I'm honestly not too concerned about the salary given. I would be happy to pay a lot more than market for the right person, regardless of qualifications. And NSE's profits are its shareholders' (and board's) problem.
The issue is they said AS is not a key managerial person.
He was group COO and not key? Not an employee? This is super strange, indeed. And then "rigyajursam@outlook.com" = unknown yogi = who gets paid a part of what Anand Subramanian is paid. (Rigyajursam = names of the three main vedas and appears to be a front)
Interestingly, the yogi gets to know from Chitra that she's making Anand some bigshot also: (Chitra is noticee no. 1)
Yogi is like Bro, I wanna piece of this madness. Increase his salary and gimme a part of it bwahahaha.

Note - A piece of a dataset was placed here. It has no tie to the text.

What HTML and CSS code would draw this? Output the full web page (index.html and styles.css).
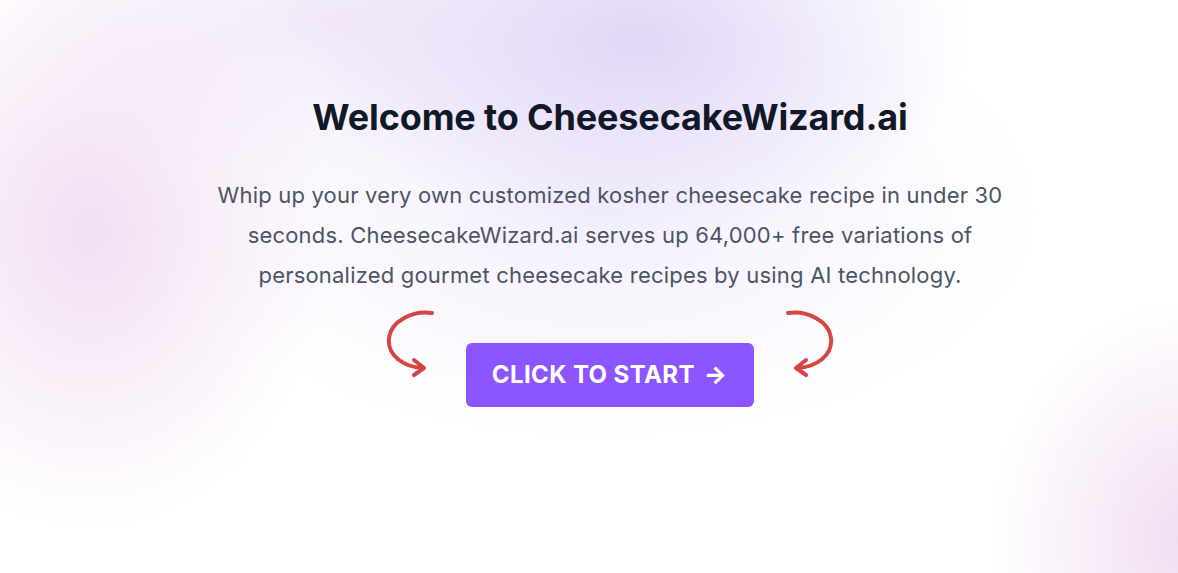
FILE: index.html
```html
<!DOCTYPE html>
<html lang="en">
<head>
<meta charset="utf-8">
<title>CheesecakeWizard.ai</title>
<link rel="stylesheet" href="styles.css">
</head>
<body>
<div class="hero">
	<h1 class="hero_title">Welcome to CheesecakeWizard.ai</h1>
	<p class="hero_text">Whip up your very own customized kosher cheesecake recipe in under 30 seconds. CheesecakeWizard.ai serves up 64,000+ free variations of personalized gourmet cheesecake recipes by using AI technology.</p>
	<div class="cta">
		<svg class="cta_arrow" width="52" height="68" viewBox="0 0 52 68">
			<path d="M49 3 C30 0 8 11 6 28 C4 45 20 57 40 58" />
			<path d="M31 50 L41 58 L31 65" />
		</svg>
		<a href="javascript:;" class="cta_btn">CLICK TO START <span class="cta_icon">&rarr;</span></a>
		<svg class="cta_arrow cta_arrow--flip" width="52" height="68" viewBox="0 0 52 68">
			<path d="M49 3 C30 0 8 11 6 28 C4 45 20 57 40 58" />
			<path d="M31 50 L41 58 L31 65" />
		</svg>
	</div>
</div>
</body>
</html>
```

FILE: styles.css
```css
*{ margin:0; padding:0; box-sizing:border-box;}
a{ text-decoration:none;}
html,body{ height:100%;}
body{ font-family:Inter, "Noto Sans", sans-serif; background:#fff; overflow:hidden;}

.hero{
	min-height:100vh;
	display:flex; flex-direction:column; align-items:center;
	padding-top:93px; padding-left:42px;
	text-align:center;
	background:
		radial-gradient(ellipse 330px 200px at 640px 40px, rgba(222,210,246,.9), rgba(222,210,246,0) 100%),
		radial-gradient(ellipse 240px 300px at 90px 230px, rgba(241,220,242,.95), rgba(241,220,242,0) 100%),
		radial-gradient(ellipse 320px 170px at 330px 20px, rgba(240,228,248,.85), rgba(240,228,248,0) 100%),
		radial-gradient(ellipse 200px 240px at 1190px 540px, rgba(240,218,240,.95), rgba(240,218,240,0) 100%),
		radial-gradient(ellipse 440px 230px at 600px 210px, rgba(238,232,250,.7), rgba(238,232,250,0) 100%),
		#fff;
}
.hero_title{ font-size:36px; line-height:48px; font-weight:700; color:#111827; letter-spacing:-0.15px;}
.hero_text{ margin-top:34px; width:820px; font-size:22px; line-height:40px; color:#4b5563; letter-spacing:0.2px;}

.cta{ display:flex; align-items:flex-start; gap:31px; margin-top:15px;}
.cta_arrow{ fill:none; stroke:#d64541; stroke-width:4; stroke-linecap:round; stroke-linejoin:round;}
.cta_arrow--flip{ transform:scaleX(-1);}
.cta_btn{
	margin-top:33px;
	display:inline-flex; align-items:center; gap:9px;
	padding:16px 27px 16px 26px;
	background:#8b55ff; color:#fff; border-radius:6px;
	font-size:24px; line-height:32px; font-weight:700; letter-spacing:0.4px;
}
.cta_icon{ font-size:24px; font-weight:800;}
```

This yogi is good, and apparently has had favours pending since yesteryears and all that. Here's the promotion sub-list: (Feb 2015 is one super busy time I swear)
Overall, while there is information of enjoying the Seychelles sea and all that kind of stuff, it's hardly relevant beyond saying that Yogi fellow is hardly a yogi.
If there is to be any substance to the findings, SEBI must dig much deeper. Otherwise it's just a soap opera.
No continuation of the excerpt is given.